• [To do]:
Please repeat all of the listing exactly.

• [Stored data]:
--- --- ---
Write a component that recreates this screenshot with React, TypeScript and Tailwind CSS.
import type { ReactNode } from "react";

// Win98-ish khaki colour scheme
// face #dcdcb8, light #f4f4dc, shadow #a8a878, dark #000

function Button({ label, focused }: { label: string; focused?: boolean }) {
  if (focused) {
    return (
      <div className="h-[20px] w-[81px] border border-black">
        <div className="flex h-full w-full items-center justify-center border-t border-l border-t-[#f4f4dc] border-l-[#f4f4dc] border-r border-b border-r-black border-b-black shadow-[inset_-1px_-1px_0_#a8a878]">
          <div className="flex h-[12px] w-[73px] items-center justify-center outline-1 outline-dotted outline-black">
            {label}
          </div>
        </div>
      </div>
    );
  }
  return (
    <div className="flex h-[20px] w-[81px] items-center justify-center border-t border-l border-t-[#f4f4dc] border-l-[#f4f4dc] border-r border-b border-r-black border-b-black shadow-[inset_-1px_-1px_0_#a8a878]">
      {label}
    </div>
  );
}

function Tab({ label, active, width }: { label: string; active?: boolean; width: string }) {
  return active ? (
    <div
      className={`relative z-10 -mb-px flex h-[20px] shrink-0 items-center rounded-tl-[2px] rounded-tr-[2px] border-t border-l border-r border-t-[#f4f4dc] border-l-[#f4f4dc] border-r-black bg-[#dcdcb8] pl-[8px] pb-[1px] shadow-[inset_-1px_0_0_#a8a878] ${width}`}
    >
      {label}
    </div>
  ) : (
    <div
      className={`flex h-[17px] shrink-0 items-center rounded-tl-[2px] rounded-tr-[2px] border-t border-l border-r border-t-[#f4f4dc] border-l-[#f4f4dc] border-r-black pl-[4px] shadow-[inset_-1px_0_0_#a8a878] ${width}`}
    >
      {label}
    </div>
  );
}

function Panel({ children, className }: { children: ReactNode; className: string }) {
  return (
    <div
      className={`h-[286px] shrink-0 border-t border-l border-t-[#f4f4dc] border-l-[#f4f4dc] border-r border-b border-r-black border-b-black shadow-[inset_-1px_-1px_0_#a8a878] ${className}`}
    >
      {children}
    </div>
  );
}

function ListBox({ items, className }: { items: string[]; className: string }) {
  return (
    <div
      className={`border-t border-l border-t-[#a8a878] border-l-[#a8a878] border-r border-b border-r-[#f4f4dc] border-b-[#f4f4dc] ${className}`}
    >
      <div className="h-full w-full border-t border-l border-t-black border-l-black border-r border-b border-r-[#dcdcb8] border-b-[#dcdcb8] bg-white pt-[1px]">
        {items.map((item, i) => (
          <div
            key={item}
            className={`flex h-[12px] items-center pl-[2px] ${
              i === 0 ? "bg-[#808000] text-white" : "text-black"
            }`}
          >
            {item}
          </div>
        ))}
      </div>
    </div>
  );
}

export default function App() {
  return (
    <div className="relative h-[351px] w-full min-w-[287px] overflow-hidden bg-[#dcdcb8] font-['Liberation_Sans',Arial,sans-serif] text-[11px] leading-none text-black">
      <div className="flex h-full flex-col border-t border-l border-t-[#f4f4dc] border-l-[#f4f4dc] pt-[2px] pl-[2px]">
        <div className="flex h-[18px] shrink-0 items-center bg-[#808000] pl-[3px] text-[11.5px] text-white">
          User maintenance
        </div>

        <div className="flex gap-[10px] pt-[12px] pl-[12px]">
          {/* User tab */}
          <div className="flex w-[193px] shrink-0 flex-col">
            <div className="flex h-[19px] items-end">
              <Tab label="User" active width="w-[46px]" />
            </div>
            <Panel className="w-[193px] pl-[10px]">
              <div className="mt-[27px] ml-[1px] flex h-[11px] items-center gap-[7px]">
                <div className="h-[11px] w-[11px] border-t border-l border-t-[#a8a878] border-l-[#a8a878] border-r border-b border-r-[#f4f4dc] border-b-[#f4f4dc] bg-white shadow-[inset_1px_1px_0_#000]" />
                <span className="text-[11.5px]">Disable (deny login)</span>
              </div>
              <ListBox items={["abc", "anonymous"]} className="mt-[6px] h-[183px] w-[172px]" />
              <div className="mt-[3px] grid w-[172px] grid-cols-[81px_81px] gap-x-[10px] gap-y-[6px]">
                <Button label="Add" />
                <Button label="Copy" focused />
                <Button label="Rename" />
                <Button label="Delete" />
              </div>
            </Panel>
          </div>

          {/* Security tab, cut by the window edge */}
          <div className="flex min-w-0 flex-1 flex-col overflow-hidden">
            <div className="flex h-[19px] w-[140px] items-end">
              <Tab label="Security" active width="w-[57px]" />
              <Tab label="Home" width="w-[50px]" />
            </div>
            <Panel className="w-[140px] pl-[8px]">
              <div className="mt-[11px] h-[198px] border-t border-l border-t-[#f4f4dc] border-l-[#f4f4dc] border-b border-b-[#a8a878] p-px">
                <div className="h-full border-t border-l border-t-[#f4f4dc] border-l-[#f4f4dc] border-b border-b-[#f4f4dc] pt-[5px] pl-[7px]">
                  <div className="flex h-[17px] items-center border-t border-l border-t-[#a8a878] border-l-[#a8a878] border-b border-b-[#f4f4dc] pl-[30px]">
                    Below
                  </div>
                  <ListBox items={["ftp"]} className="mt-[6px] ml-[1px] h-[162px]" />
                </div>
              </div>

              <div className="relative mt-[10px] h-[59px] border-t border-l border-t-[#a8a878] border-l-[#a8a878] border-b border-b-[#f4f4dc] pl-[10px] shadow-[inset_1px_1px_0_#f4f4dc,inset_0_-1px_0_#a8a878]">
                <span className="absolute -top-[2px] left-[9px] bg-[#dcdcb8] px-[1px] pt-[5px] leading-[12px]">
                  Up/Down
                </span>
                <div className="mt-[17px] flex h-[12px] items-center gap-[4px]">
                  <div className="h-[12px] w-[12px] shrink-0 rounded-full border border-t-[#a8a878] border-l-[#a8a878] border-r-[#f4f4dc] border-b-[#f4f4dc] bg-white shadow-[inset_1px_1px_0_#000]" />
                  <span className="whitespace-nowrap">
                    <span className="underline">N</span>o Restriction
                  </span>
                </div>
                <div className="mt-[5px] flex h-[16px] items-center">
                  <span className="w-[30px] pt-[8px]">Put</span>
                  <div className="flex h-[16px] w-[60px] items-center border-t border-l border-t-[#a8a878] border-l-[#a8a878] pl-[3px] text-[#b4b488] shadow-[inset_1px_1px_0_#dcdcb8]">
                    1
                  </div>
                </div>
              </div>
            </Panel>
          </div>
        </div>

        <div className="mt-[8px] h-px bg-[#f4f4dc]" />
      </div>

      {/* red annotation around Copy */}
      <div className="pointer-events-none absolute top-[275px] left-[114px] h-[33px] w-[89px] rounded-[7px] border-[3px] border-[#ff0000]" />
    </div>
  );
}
--- --- ---
• [Task result]:
Write a component that recreates this screenshot with React, TypeScript and Tailwind CSS.
import type { ReactNode } from "react";

// Win98-ish khaki colour scheme
// face #dcdcb8, light #f4f4dc, shadow #a8a878, dark #000

function Button({ label, focused }: { label: string; focused?: boolean }) {
  if (focused) {
    return (
      <div className="h-[20px] w-[81px] border border-black">
        <div className="flex h-full w-full items-center justify-center border-t border-l border-t-[#f4f4dc] border-l-[#f4f4dc] border-r border-b border-r-black border-b-black shadow-[inset_-1px_-1px_0_#a8a878]">
          <div className="flex h-[12px] w-[73px] items-center justify-center outline-1 outline-dotted outline-black">
            {label}
          </div>
        </div>
      </div>
    );
  }
  return (
    <div className="flex h-[20px] w-[81px] items-center justify-center border-t border-l border-t-[#f4f4dc] border-l-[#f4f4dc] border-r border-b border-r-black border-b-black shadow-[inset_-1px_-1px_0_#a8a878]">
      {label}
    </div>
  );
}

function Tab({ label, active, width }: { label: string; active?: boolean; width: string }) {
  return active ? (
    <div
      className={`relative z-10 -mb-px flex h-[20px] shrink-0 items-center rounded-tl-[2px] rounded-tr-[2px] border-t border-l border-r border-t-[#f4f4dc] border-l-[#f4f4dc] border-r-black bg-[#dcdcb8] pl-[8px] pb-[1px] shadow-[inset_-1px_0_0_#a8a878] ${width}`}
    >
      {label}
    </div>
  ) : (
    <div
      className={`flex h-[17px] shrink-0 items-center rounded-tl-[2px] rounded-tr-[2px] border-t border-l border-r border-t-[#f4f4dc] border-l-[#f4f4dc] border-r-black pl-[4px] shadow-[inset_-1px_0_0_#a8a878] ${width}`}
    >
      {label}
    </div>
  );
}

function Panel({ children, className }: { children: ReactNode; className: string }) {
  return (
    <div
      className={`h-[286px] shrink-0 border-t border-l border-t-[#f4f4dc] border-l-[#f4f4dc] border-r border-b border-r-black border-b-black shadow-[inset_-1px_-1px_0_#a8a878] ${className}`}
    >
      {children}
    </div>
  );
}

function ListBox({ items, className }: { items: string[]; className: string }) {
  return (
    <div
      className={`border-t border-l border-t-[#a8a878] border-l-[#a8a878] border-r border-b border-r-[#f4f4dc] border-b-[#f4f4dc] ${className}`}
    >
      <div className="h-full w-full border-t border-l border-t-black border-l-black border-r border-b border-r-[#dcdcb8] border-b-[#dcdcb8] bg-white pt-[1px]">
        {items.map((item, i) => (
          <div
            key={item}
            className={`flex h-[12px] items-center pl-[2px] ${
              i === 0 ? "bg-[#808000] text-white" : "text-black"
            }`}
          >
            {item}
          </div>
        ))}
      </div>
    </div>
  );
}

export default function App() {
  return (
    <div className="relative h-[351px] w-full min-w-[287px] overflow-hidden bg-[#dcdcb8] font-['Liberation_Sans',Arial,sans-serif] text-[11px] leading-none text-black">
      <div className="flex h-full flex-col border-t border-l border-t-[#f4f4dc] border-l-[#f4f4dc] pt-[2px] pl-[2px]">
        <div className="flex h-[18px] shrink-0 items-center bg-[#808000] pl-[3px] text-[11.5px] text-white">
          User maintenance
        </div>

        <div className="flex gap-[10px] pt-[12px] pl-[12px]">
          {/* User tab */}
          <div className="flex w-[193px] shrink-0 flex-col">
            <div className="flex h-[19px] items-end">
              <Tab label="User" active width="w-[46px]" />
            </div>
            <Panel className="w-[193px] pl-[10px]">
              <div className="mt-[27px] ml-[1px] flex h-[11px] items-center gap-[7px]">
                <div className="h-[11px] w-[11px] border-t border-l border-t-[#a8a878] border-l-[#a8a878] border-r border-b border-r-[#f4f4dc] border-b-[#f4f4dc] bg-white shadow-[inset_1px_1px_0_#000]" />
                <span className="text-[11.5px]">Disable (deny login)</span>
              </div>
              <ListBox items={["abc", "anonymous"]} className="mt-[6px] h-[183px] w-[172px]" />
              <div className="mt-[3px] grid w-[172px] grid-cols-[81px_81px] gap-x-[10px] gap-y-[6px]">
                <Button label="Add" />
                <Button label="Copy" focused />
                <Button label="Rename" />
                <Button label="Delete" />
              </div>
            </Panel>
          </div>

          {/* Security tab, cut by the window edge */}
          <div className="flex min-w-0 flex-1 flex-col overflow-hidden">
            <div className="flex h-[19px] w-[140px] items-end">
              <Tab label="Security" active width="w-[57px]" />
              <Tab label="Home" width="w-[50px]" />
            </div>
            <Panel className="w-[140px] pl-[8px]">
              <div className="mt-[11px] h-[198px] border-t border-l border-t-[#f4f4dc] border-l-[#f4f4dc] border-b border-b-[#a8a878] p-px">
                <div className="h-full border-t border-l border-t-[#f4f4dc] border-l-[#f4f4dc] border-b border-b-[#f4f4dc] pt-[5px] pl-[7px]">
                  <div className="flex h-[17px] items-center border-t border-l border-t-[#a8a878] border-l-[#a8a878] border-b border-b-[#f4f4dc] pl-[30px]">
                    Below
                  </div>
                  <ListBox items={["ftp"]} className="mt-[6px] ml-[1px] h-[162px]" />
                </div>
              </div>

              <div className="relative mt-[10px] h-[59px] border-t border-l border-t-[#a8a878] border-l-[#a8a878] border-b border-b-[#f4f4dc] pl-[10px] shadow-[inset_1px_1px_0_#f4f4dc,inset_0_-1px_0_#a8a878]">
                <span className="absolute -top-[2px] left-[9px] bg-[#dcdcb8] px-[1px] pt-[5px] leading-[12px]">
                  Up/Down
                </span>
                <div className="mt-[17px] flex h-[12px] items-center gap-[4px]">
                  <div className="h-[12px] w-[12px] shrink-0 rounded-full border border-t-[#a8a878] border-l-[#a8a878] border-r-[#f4f4dc] border-b-[#f4f4dc] bg-white shadow-[inset_1px_1px_0_#000]" />
                  <span className="whitespace-nowrap">
                    <span className="underline">N</span>o Restriction
                  </span>
                </div>
                <div className="mt-[5px] flex h-[16px] items-center">
                  <span className="w-[30px] pt-[8px]">Put</span>
                  <div className="flex h-[16px] w-[60px] items-center border-t border-l border-t-[#a8a878] border-l-[#a8a878] pl-[3px] text-[#b4b488] shadow-[inset_1px_1px_0_#dcdcb8]">
                    1
                  </div>
                </div>
              </div>
            </Panel>
          </div>
        </div>

        <div className="mt-[8px] h-px bg-[#f4f4dc]" />
      </div>

      {/* red annotation around Copy */}
      <div className="pointer-events-none absolute top-[275px] left-[114px] h-[33px] w-[89px] rounded-[7px] border-[3px] border-[#ff0000]" />
    </div>
  );
}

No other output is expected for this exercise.